The cluster nodes are the real servers behind the load Loadbalancer and this code is gathering the states of one service on those and calculates it’s own state depending on them:

object CheckCommand "116-cmd-more-then-halve" {
    import "plugin-check-command"
    command = [ "/usr/lib64/nagios/plugins/dummy" ]
    timeout = 10s
    arguments += {
        "--message" = {
            required = false
            value = {{
                var output_status = ""
                var up_count = 0
                var down_count = 0
                var cluster_nodes = macro("$116_cluster_nodes$")
                var more_then_halve_service_name = macro("$116-cluster-more-then-halve-service$")
            
                for (node in cluster_nodes) {
                  if (get_service(node, more_then_halve_service_name).state > 0) {
                    down_count += 1
                  } else {
                    up_count += 1
                  }
                }
            
                if (up_count > down_count) {
                  output_status = "OK: "
                }
                if (up_count == down_count) {
                  output_status = "WARNING: "
                }
                if (up_count < down_count) {
                  output_status = "CRITICAL: "
                }
            
                var output = output_status
            
                for (node in cluster_nodes) {
                  output += node + ": " + more_then_halve_service_name + ": " + get_service(node, more_then_halve_service_name).last_check_result.output + " "
                }
            
                output += " | count_of_alive_" + more_then_halve_service_name +"="+up_count+";" + string((up_count + down_count) / 2 + 1) + ":;" + string((up_count + down_count) / 2 ) + ":;0;" + string(up_count + down_count)
                log(output)
                return output
            }}
        }
        "--state" = {{
            var up_count = 0
            var down_count = 0
            var cluster_nodes = macro("$116_cluster_nodes$")
            var more_then_halve_service_name = macro("$116-cluster-more-then-halve-service$")
        
            for (node in cluster_nodes) {
              if (get_service(node, more_then_halve_service_name).state > 0) {
                down_count += 1
              } else {
                up_count += 1
              }
            }
        
            if (up_count > down_count) {
              return "ok" // more up then down -> OK
            }
            if (up_count == down_count) {
              return "warn" // same up as down -> Warning
            }
            if (up_count < down_count) {
              return "crit" // less up then down -> Critical 
            }
            return "unk" // should never reach this
        }}
    }
}

The other, simpler but more tedious option is, to use the “Icingaweb2 Business Process Module”, create your 4 tiers there, add the necessary operators on the nodes below that and put all services under the host nodes. To finish it up, add icingacli checks to alert your mattermost channels.

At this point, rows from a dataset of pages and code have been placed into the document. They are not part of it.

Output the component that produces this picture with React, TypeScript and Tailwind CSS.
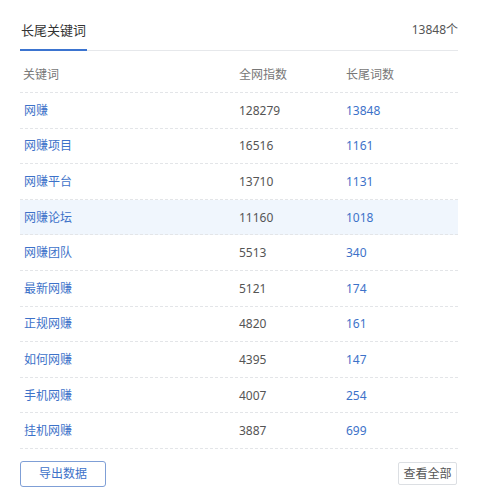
import React from 'react';

const rows = [
  { kw: '网赚', index: '128279', count: '13848' },
  { kw: '网赚项目', index: '16516', count: '1161' },
  { kw: '网赚平台', index: '13710', count: '1131' },
  { kw: '网赚论坛', index: '11160', count: '1018', active: true },
  { kw: '网赚团队', index: '5513', count: '340' },
  { kw: '最新网赚', index: '5121', count: '174' },
  { kw: '正规网赚', index: '4820', count: '161' },
  { kw: '如何网赚', index: '4395', count: '147' },
  { kw: '手机网赚', index: '4007', count: '254' },
  { kw: '挂机网赚', index: '3887', count: '699' },
];

export default function App() {
  return (
    <div
      className="w-[500px] h-[499px] bg-white px-[20px] pt-[20px] text-[12px]"
      style={{ fontFamily: '"Noto Sans", "Noto Sans CJK SC", sans-serif' }}
    >
      {/* Tab header */}
      <div className="flex items-end justify-between border-b border-[#e6e8eb] w-[438px]">
        <div className="text-[13px] text-[#333] leading-[20px] pb-[9px] px-[1px] border-b-2 border-[#3b74d0] -mb-[1px]">
          长尾关键词
        </div>
        <div className="text-[12px] text-[#555] leading-[20px] pb-[10px]">13848个</div>
      </div>

      {/* Table */}
      <div className="w-[438px]">
        <div className="grid grid-cols-[219px_107px_1fr] h-[42px] items-end pb-[8px] border-b border-dashed border-[#e3e5e8] text-[#777]">
          <div className="pl-[3px]">关键词</div>
          <div>全网指数</div>
          <div>长尾词数</div>
        </div>
        {rows.map((r) => (
          <div
            key={r.kw}
            className={`grid grid-cols-[219px_107px_1fr] h-[35.6px] items-center border-b border-dashed border-[#e3e5e8] ${
              r.active ? 'bg-[#f0f6fd]' : ''
            }`}
          >
            <div className="pl-[4px] pt-[1px] text-[#3d72c9]">{r.kw}</div>
            <div className="pt-[1px] text-[#555]">{r.index}</div>
            <div className="pt-[1px] text-[#3d72c9]">{r.count}</div>
          </div>
        ))}
      </div>

      {/* Footer buttons */}
      <div className="flex items-center justify-between w-[438px] mt-[12px]">
        <button className="w-[86px] h-[26px] border border-[#7f9fd6] rounded-[3px] text-[#3d72c9] text-[12px]">
          导出数据
        </button>
        <button className="w-[59px] h-[23px] mr-[1px] border border-[#dcdfe3] rounded-[2px] text-[#555] text-[12px]">
          查看全部
        </button>
      </div>
    </div>
  );
}
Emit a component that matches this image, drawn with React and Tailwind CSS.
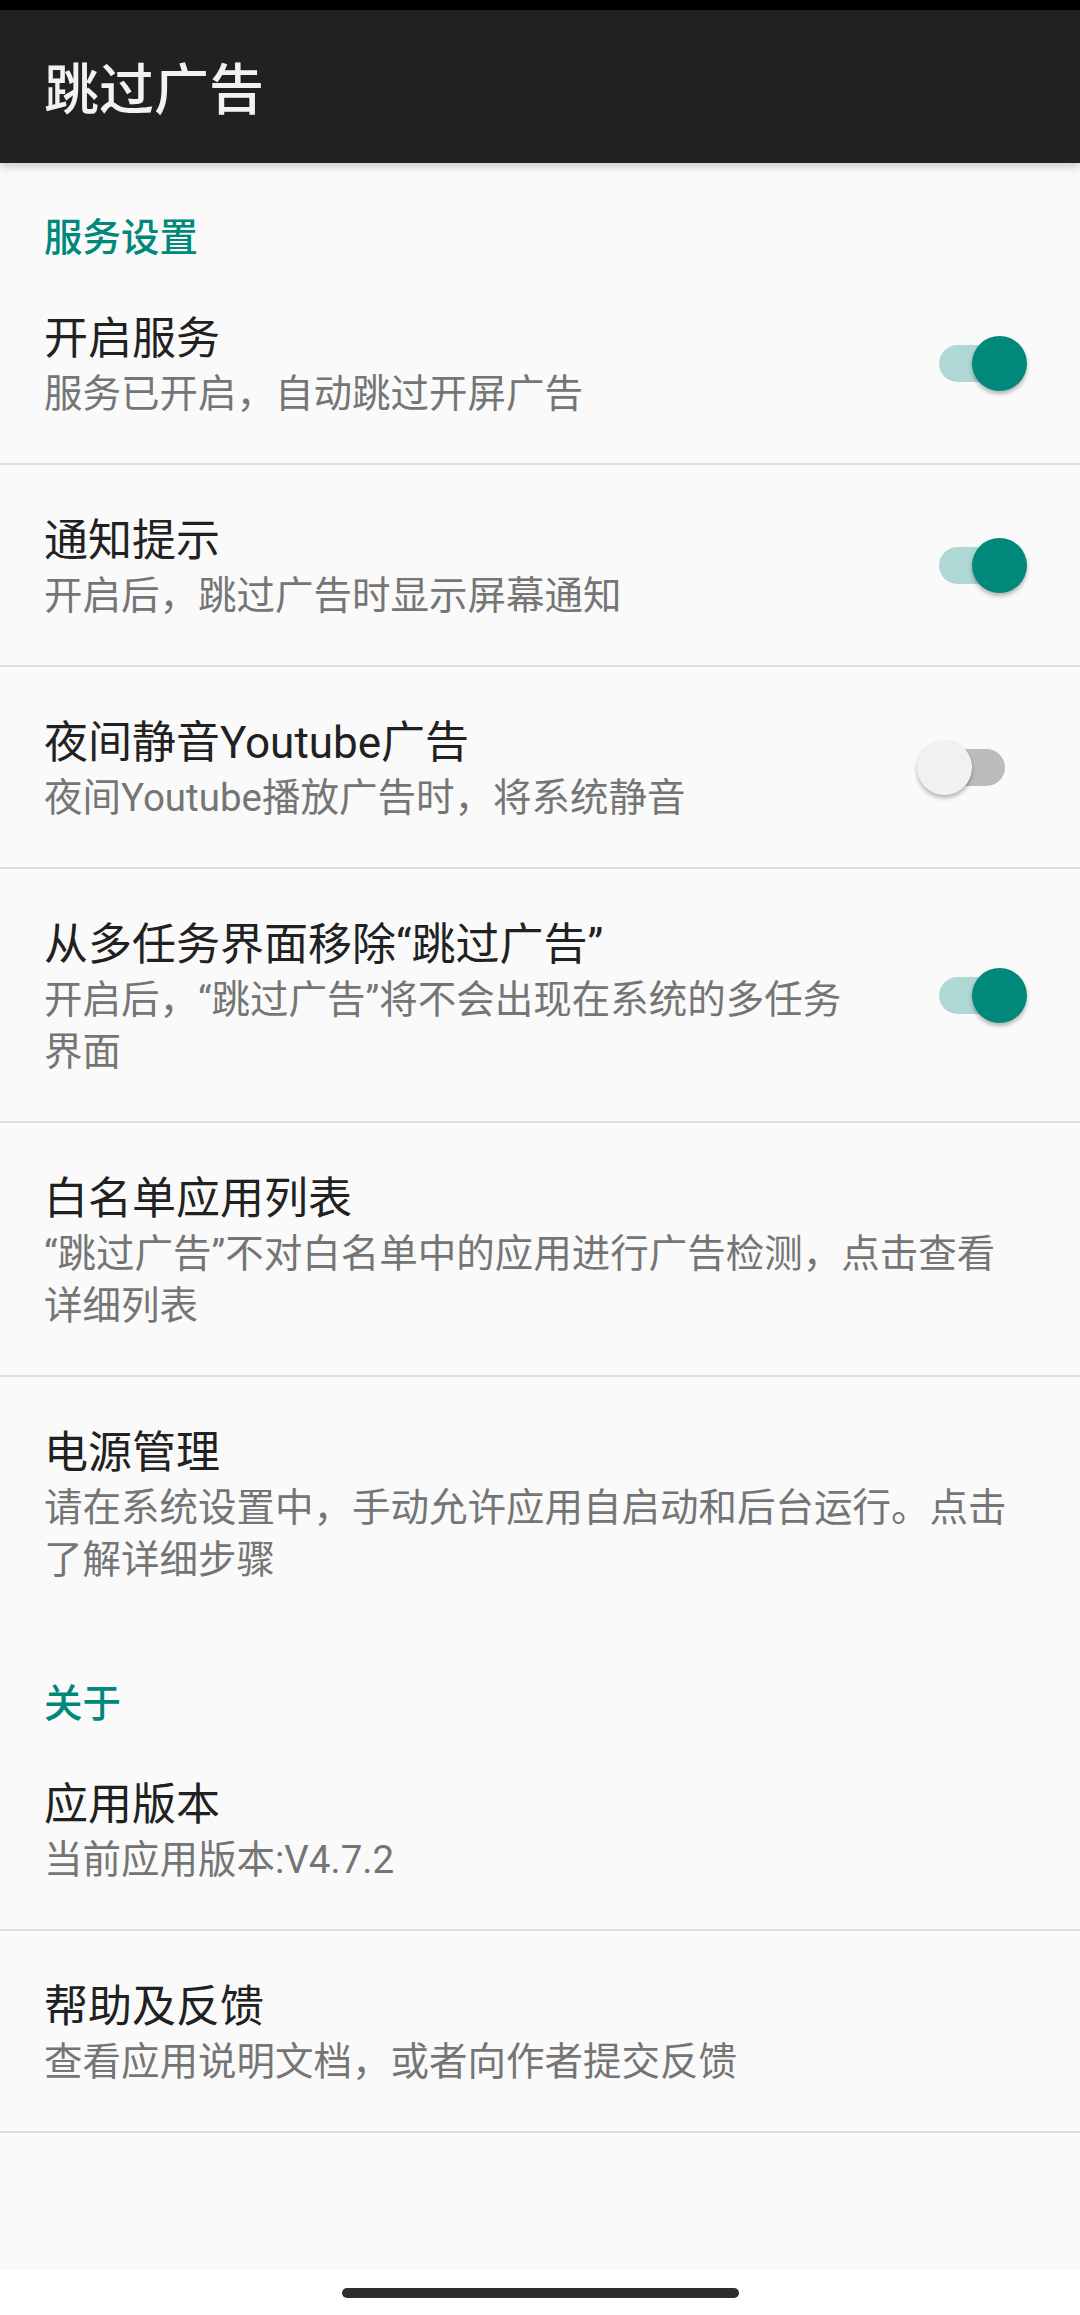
import React from "react";

const FONT = { fontFamily: 'Roboto, "Noto Sans CJK SC", sans-serif' };

function Switch({ on }) {
  return (
    <div className="relative w-[66px] h-[37px]">
      <div
        className={
          on
            ? "absolute inset-0 rounded-full bg-[#afd8d4]"
            : "absolute inset-0 rounded-full bg-[#bcbcbc]"
        }
      />
      <div
        className={
          on
            ? "absolute top-[-9px] left-[33px] w-[55px] h-[55px] rounded-full bg-[#00897b] shadow-[0_3px_4px_rgba(0,0,0,0.28)]"
            : "absolute top-[-9px] left-[-22px] w-[55px] h-[55px] rounded-full bg-[#f1f1f1] shadow-[0_3px_4px_rgba(0,0,0,0.28)]"
        }
      />
    </div>
  );
}

function Divider() {
  return <div className="h-[2px] bg-[#dedede]" />;
}

function Category({ children }) {
  return (
    <div className="h-[100px] pt-[53px] pl-[44px] text-[38.5px] leading-[44px] font-medium text-[#00897b]">
      {children}
    </div>
  );
}

function Row({ title, summary, sw }) {
  return (
    <div className="flex items-center">
      <div
        className={
          sw
            ? "flex-1 min-w-0 pl-[44px] pt-[47px] pb-[43px]"
            : "flex-1 min-w-0 pl-[44px] pr-[30px] pt-[47px] pb-[43px]"
        }
      >
        <div className="text-[44px] leading-[58px] text-[#212121] whitespace-nowrap">
          {title}
        </div>
        <div className="text-[38.5px] leading-[52px] text-[#757575]">
          {summary}
        </div>
      </div>
      {sw !== undefined && (
        <div className="w-[216px] shrink-0 flex pl-[75px]">
          <Switch on={sw} />
        </div>
      )}
    </div>
  );
}

export default function App() {
  return (
    <div className="w-[1080px] h-[2315px] flex flex-col bg-[#fafafa]" style={FONT}>
      <div className="h-[10px] bg-black shrink-0" />
      <div className="relative z-10 h-[153px] shrink-0 bg-[#212121] flex items-center pt-[8px] pl-[44px] shadow-[0_4px_8px_rgba(0,0,0,0.18)]">
        <span className="text-[55px] leading-[55px] font-medium text-[#f2f2f2]">跳过广告</span>
      </div>
      <div className="flex-1 flex flex-col">
        <Category>服务设置</Category>
        <Row title="开启服务" summary="服务已开启，自动跳过开屏广告" sw={true} />
        <Divider />
        <Row title="通知提示" summary="开启后，跳过广告时显示屏幕通知" sw={true} />
        <Divider />
        <Row title="夜间静音Youtube广告" summary="夜间Youtube播放广告时，将系统静音" sw={false} />
        <Divider />
        <Row
          title="从多任务界面移除“跳过广告”"
          summary={
            <>
              开启后，“跳过广告”将不会出现在系统的多任务
              <br />
              界面
            </>
          }
          sw={true}
        />
        <Divider />
        <Row
          title="白名单应用列表"
          summary={
            <>
              “跳过广告”不对白名单中的应用进行广告检测，点击查看
              <br />
              详细列表
            </>
          }
        />
        <Divider />
        <Row
          title="电源管理"
          summary={
            <>
              请在系统设置中，手动允许应用自启动和后台运行。点击
              <br />
              了解详细步骤
            </>
          }
        />
        <Category>关于</Category>
        <Row title="应用版本" summary="当前应用版本:V4.7.2" />
        <Divider />
        <Row title="帮助及反馈" summary="查看应用说明文档，或者向作者提交反馈" />
        <Divider />
      </div>
      <div className="h-[45px] shrink-0 bg-white flex items-start justify-center pt-[18px]">
        <div className="w-[397px] h-[10px] rounded-full bg-[#2e2e2e]" />
      </div>
    </div>
  );
}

But maybe you are holding it wrong and you could clean up your alerts, by only sending criticals to your mattermost channels and warning to email?
Is a disk check critical at 95% or is it only a warning between 90% - 100% and only critical at 99% or a 100%?
I know, this is philosophical but I start to push in this direction for us as it makes the use of the “Icingaweb2 Business Process Module” a lot easier.

MLohr.ACN · April 1, 2023, 9:08am

hi Nick,
THX for the reply.

we are using the plain good old config-files. We have a number of scripts that run every few minutes and places new config files automatically. A reload of icinga every 5 minutes picks them up.

I will have a look at the “business process module”.

Is there something that i can place inside a host template? Are you aware of something like this? like the threshold for memory …

vars.warning_val = "80"
vars.critical_val ="90"

just for services of a host

MLohr.ACN · April 1, 2023, 9:19am

Hi Dominik,
thanks for the details. Interesting approach. This check will be a service at the end, right? so you create a artificial host with this special service and since you only have one service in the host, the host will be down or up based on this one check?

The “Business Process Module” is something I really should have a look on. Let’s see. I need to learn it and then teach it to my guys and girls. As long as we can stay with our hand-automation we should be fine.

Maybe I have some time tomorrow and can create some screenshots that will help to understand my actual situation.

But thanks for the ideas and thought so far.

rivad · April 3, 2023, 7:37am

I don’t use it for host status but you can just change it a bit and use it as host check.

The result of the code I posted, is a service on the host, representing the Loadbalancer IP, that is the calculated result of two services on the two servers behind the Loadbalancer. More then two Servers also work.

Is there something that i can place inside a host template? Are you aware of something like this? like the threshold for memory …
vars.warning_val = "80"
vars.critical_val ="90"
just for services of a host

You could use a variable like this in the DSL approach - see var cluster_nodes = macro("$116_cluster_nodes$") as this is a variable I get form the host.
And as you don’t use the director, you can use the build in dummy command directly - no need for the Linuxfabrik variant.

The syntax of the business process module is a bit of a mess but it could be generated also.